Dataset content

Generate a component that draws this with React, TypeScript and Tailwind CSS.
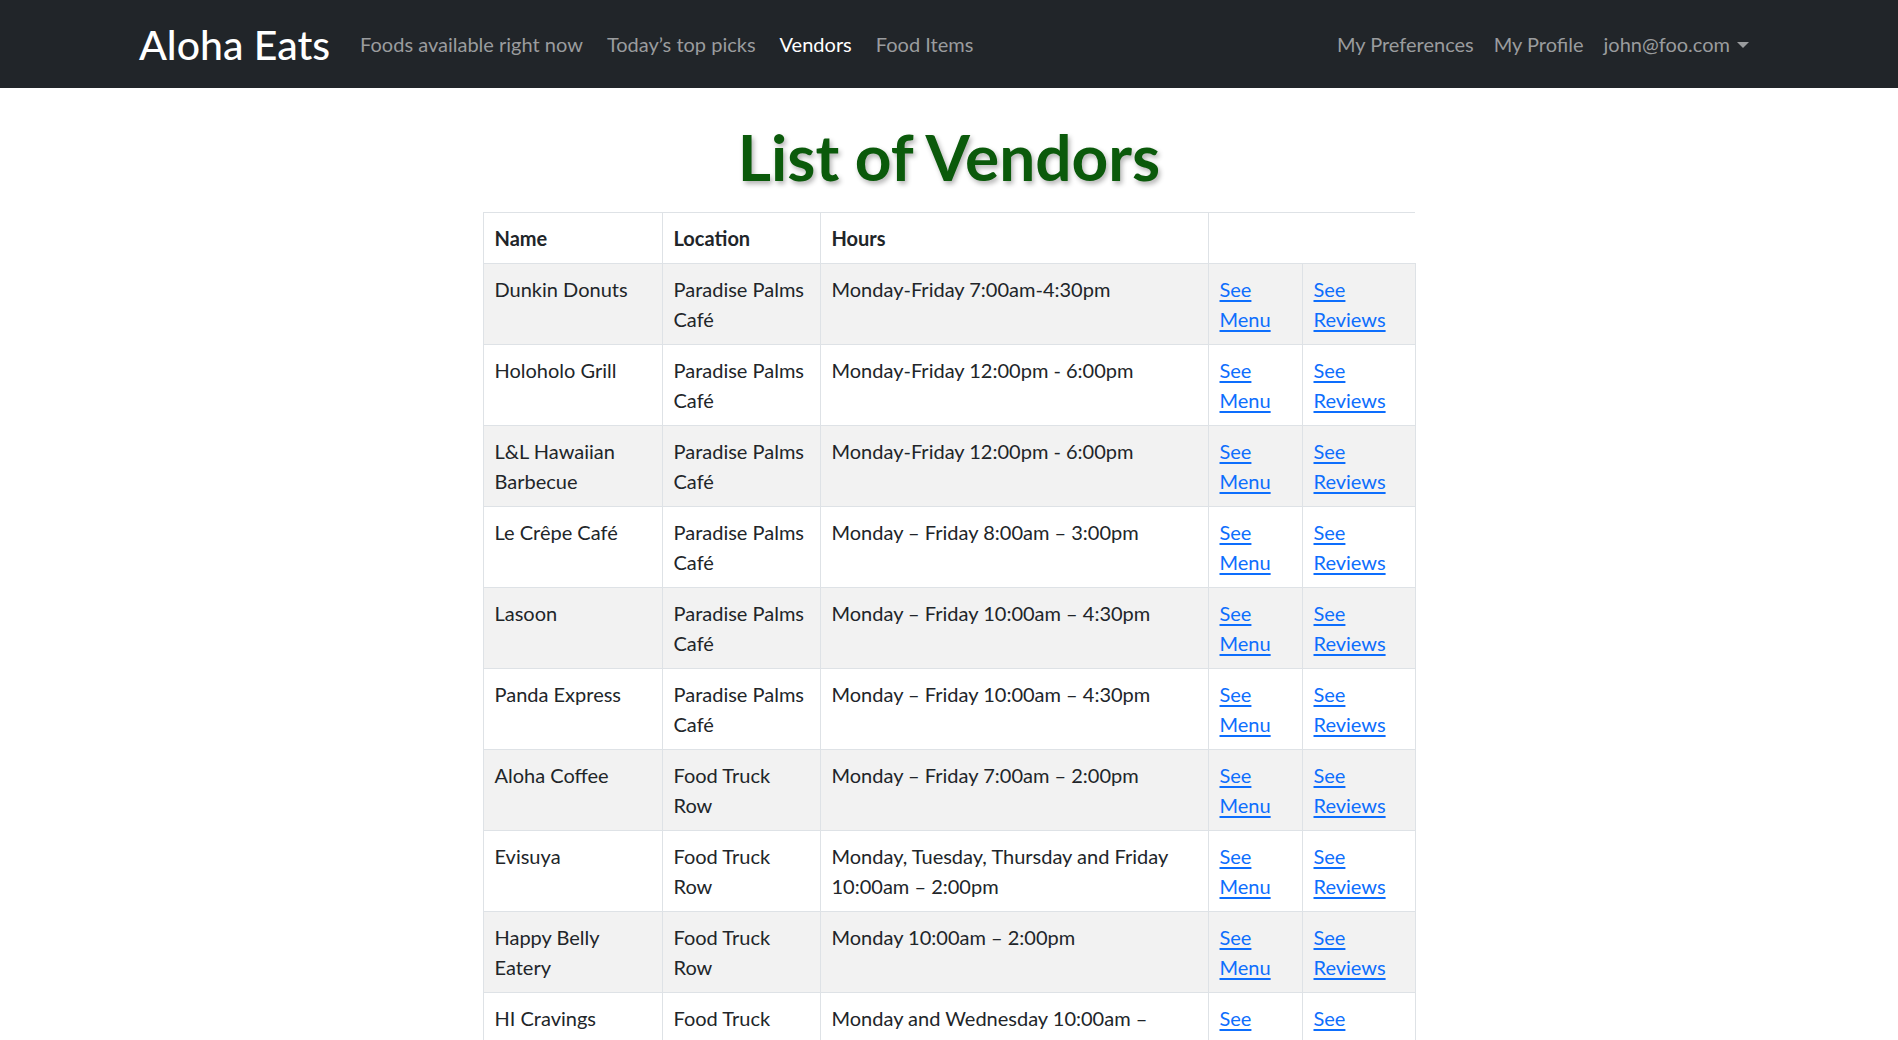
import React from 'react';

type Vendor = {
  name: string;
  location: string;
  hours: string;
};

const vendors: Vendor[] = [
  { name: 'Dunkin Donuts', location: 'Paradise Palms Café', hours: 'Monday-Friday 7:00am-4:30pm' },
  { name: 'Holoholo Grill', location: 'Paradise Palms Café', hours: 'Monday-Friday 12:00pm - 6:00pm' },
  { name: 'L&L Hawaiian Barbecue', location: 'Paradise Palms Café', hours: 'Monday-Friday 12:00pm - 6:00pm' },
  { name: 'Le Crêpe Café', location: 'Paradise Palms Café', hours: 'Monday – Friday 8:00am – 3:00pm' },
  { name: 'Lasoon', location: 'Paradise Palms Café', hours: 'Monday – Friday 10:00am – 4:30pm' },
  { name: 'Panda Express', location: 'Paradise Palms Café', hours: 'Monday – Friday 10:00am – 4:30pm' },
  { name: 'Aloha Coffee', location: 'Food Truck Row', hours: 'Monday – Friday 7:00am – 2:00pm' },
  { name: 'Evisuya', location: 'Food Truck Row', hours: 'Monday, Tuesday, Thursday and Friday 10:00am – 2:00pm' },
  { name: 'Happy Belly Eatery', location: 'Food Truck Row', hours: 'Monday 10:00am – 2:00pm' },
  { name: 'HI Cravings', location: 'Food Truck Row', hours: 'Monday and Wednesday 10:00am – 2:00pm' },
  { name: 'Sweet Home Waimanalo', location: 'Food Truck Row', hours: 'Tuesday – Thursday 10:00am – 2:00pm' },
];

const leftLinks = [
  { label: 'Foods available right now', active: false },
  { label: 'Today’s top picks', active: false },
  { label: 'Vendors', active: true },
  { label: 'Food Items', active: false },
];

function NavBar() {
  return (
    <nav className="bg-[#212529] h-[88px]">
      <div className="mx-auto w-[1650px] h-full px-[15px] flex items-center">
        <a className="text-white text-[41px] leading-none mr-[18px] font-medium">Aloha Eats</a>
        <ul className="flex items-center">
          {leftLinks.map((link) => (
            <li key={link.label}>
              <a
                className={
                  'block px-[12px] text-[20px] leading-[30px] ' +
                  (link.active ? 'text-white' : 'text-[#9a9c9e]')
                }
              >
                {link.label}
              </a>
            </li>
          ))}
        </ul>
        <ul className="ml-auto flex items-center pr-[10px]">
          <li>
            <a className="block px-[10px] text-[20px] leading-[30px] text-[#9a9c9e]">My Preferences</a>
          </li>
          <li>
            <a className="block px-[10px] text-[20px] leading-[30px] text-[#9a9c9e]">My Profile</a>
          </li>
          <li>
            <a className="flex items-center pl-[10px] text-[20px] leading-[30px] text-[#9a9c9e]">
              john@foo.com
              <span className="ml-[7px] mt-[1px] w-0 h-0 border-l-[6px] border-r-[6px] border-t-[6px] border-l-transparent border-r-transparent border-t-[#9a9c9e]" />
            </a>
          </li>
        </ul>
      </div>
    </nav>
  );
}

function VendorTable() {
  const cell = 'px-[11px] py-[10px] align-top border border-[#dee2e6]';
  return (
    <table className="mx-auto w-[932px] table-fixed border-collapse text-[20px] leading-[30px] text-[#212529]">
      <colgroup>
        <col className="w-[179px]" />
        <col className="w-[158px]" />
        <col className="w-[388px]" />
        <col className="w-[94px]" />
        <col className="w-[113px]" />
      </colgroup>
      <thead>
        <tr>
          <th className={cell + ' text-left font-bold'}>Name</th>
          <th className={cell + ' text-left font-bold'}>Location</th>
          <th className={cell + ' text-left font-bold'}>Hours</th>
          <th colSpan={2} className="px-[11px] py-[10px] border-t border-b border-l border-[#dee2e6]" />
        </tr>
      </thead>
      <tbody>
        {vendors.map((v, i) => (
          <tr key={v.name} className={i % 2 === 0 ? 'bg-[#f2f2f2]' : 'bg-white'}>
            <td className={cell}>{v.name}</td>
            <td className={cell}>{v.location}</td>
            <td className={cell}>{v.hours}</td>
            <td className={cell}>
              <a className="text-[#0d6efd] underline underline-offset-[3px]">See Menu</a>
            </td>
            <td className={cell}>
              <a className="text-[#0d6efd] underline underline-offset-[3px]">See Reviews</a>
            </td>
          </tr>
        ))}
      </tbody>
    </table>
  );
}

export default function App() {
  return (
    <div className="min-h-screen bg-white font-['Lato','Liberation_Sans',sans-serif]">
      <NavBar />
      <div className="pt-[24px] pb-10">
        <h1 className="text-center text-[64px] leading-[90px] font-bold text-[#0b5a0b] [text-shadow:2px_3px_5px_rgba(0,0,0,0.3)] mb-[10px]">
          List of Vendors
        </h1>
        <VendorTable />
      </div>
    </div>
  );
}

Requirement
Copy every line of the data word for word, omitting the images.

Right answer
Generate a component that draws this with React, TypeScript and Tailwind CSS.
import React from 'react';

type Vendor = {
  name: string;
  location: string;
  hours: string;
};

const vendors: Vendor[] = [
  { name: 'Dunkin Donuts', location: 'Paradise Palms Café', hours: 'Monday-Friday 7:00am-4:30pm' },
  { name: 'Holoholo Grill', location: 'Paradise Palms Café', hours: 'Monday-Friday 12:00pm - 6:00pm' },
  { name: 'L&L Hawaiian Barbecue', location: 'Paradise Palms Café', hours: 'Monday-Friday 12:00pm - 6:00pm' },
  { name: 'Le Crêpe Café', location: 'Paradise Palms Café', hours: 'Monday – Friday 8:00am – 3:00pm' },
  { name: 'Lasoon', location: 'Paradise Palms Café', hours: 'Monday – Friday 10:00am – 4:30pm' },
  { name: 'Panda Express', location: 'Paradise Palms Café', hours: 'Monday – Friday 10:00am – 4:30pm' },
  { name: 'Aloha Coffee', location: 'Food Truck Row', hours: 'Monday – Friday 7:00am – 2:00pm' },
  { name: 'Evisuya', location: 'Food Truck Row', hours: 'Monday, Tuesday, Thursday and Friday 10:00am – 2:00pm' },
  { name: 'Happy Belly Eatery', location: 'Food Truck Row', hours: 'Monday 10:00am – 2:00pm' },
  { name: 'HI Cravings', location: 'Food Truck Row', hours: 'Monday and Wednesday 10:00am – 2:00pm' },
  { name: 'Sweet Home Waimanalo', location: 'Food Truck Row', hours: 'Tuesday – Thursday 10:00am – 2:00pm' },
];

const leftLinks = [
  { label: 'Foods available right now', active: false },
  { label: 'Today’s top picks', active: false },
  { label: 'Vendors', active: true },
  { label: 'Food Items', active: false },
];

function NavBar() {
  return (
    <nav className="bg-[#212529] h-[88px]">
      <div className="mx-auto w-[1650px] h-full px-[15px] flex items-center">
        <a className="text-white text-[41px] leading-none mr-[18px] font-medium">Aloha Eats</a>
        <ul className="flex items-center">
          {leftLinks.map((link) => (
            <li key={link.label}>
              <a
                className={
                  'block px-[12px] text-[20px] leading-[30px] ' +
                  (link.active ? 'text-white' : 'text-[#9a9c9e]')
                }
              >
                {link.label}
              </a>
            </li>
          ))}
        </ul>
        <ul className="ml-auto flex items-center pr-[10px]">
          <li>
            <a className="block px-[10px] text-[20px] leading-[30px] text-[#9a9c9e]">My Preferences</a>
          </li>
          <li>
            <a className="block px-[10px] text-[20px] leading-[30px] text-[#9a9c9e]">My Profile</a>
          </li>
          <li>
            <a className="flex items-center pl-[10px] text-[20px] leading-[30px] text-[#9a9c9e]">
              john@foo.com
              <span className="ml-[7px] mt-[1px] w-0 h-0 border-l-[6px] border-r-[6px] border-t-[6px] border-l-transparent border-r-transparent border-t-[#9a9c9e]" />
            </a>
          </li>
        </ul>
      </div>
    </nav>
  );
}

function VendorTable() {
  const cell = 'px-[11px] py-[10px] align-top border border-[#dee2e6]';
  return (
    <table className="mx-auto w-[932px] table-fixed border-collapse text-[20px] leading-[30px] text-[#212529]">
      <colgroup>
        <col className="w-[179px]" />
        <col className="w-[158px]" />
        <col className="w-[388px]" />
        <col className="w-[94px]" />
        <col className="w-[113px]" />
      </colgroup>
      <thead>
        <tr>
          <th className={cell + ' text-left font-bold'}>Name</th>
          <th className={cell + ' text-left font-bold'}>Location</th>
          <th className={cell + ' text-left font-bold'}>Hours</th>
          <th colSpan={2} className="px-[11px] py-[10px] border-t border-b border-l border-[#dee2e6]" />
        </tr>
      </thead>
      <tbody>
        {vendors.map((v, i) => (
          <tr key={v.name} className={i % 2 === 0 ? 'bg-[#f2f2f2]' : 'bg-white'}>
            <td className={cell}>{v.name}</td>
            <td className={cell}>{v.location}</td>
            <td className={cell}>{v.hours}</td>
            <td className={cell}>
              <a className="text-[#0d6efd] underline underline-offset-[3px]">See Menu</a>
            </td>
            <td className={cell}>
              <a className="text-[#0d6efd] underline underline-offset-[3px]">See Reviews</a>
            </td>
          </tr>
        ))}
      </tbody>
    </table>
  );
}

export default function App() {
  return (
    <div className="min-h-screen bg-white font-['Lato','Liberation_Sans',sans-serif]">
      <NavBar />
      <div className="pt-[24px] pb-10">
        <h1 className="text-center text-[64px] leading-[90px] font-bold text-[#0b5a0b] [text-shadow:2px_3px_5px_rgba(0,0,0,0.3)] mb-[10px]">
          List of Vendors
        </h1>
        <VendorTable />
      </div>
    </div>
  );
}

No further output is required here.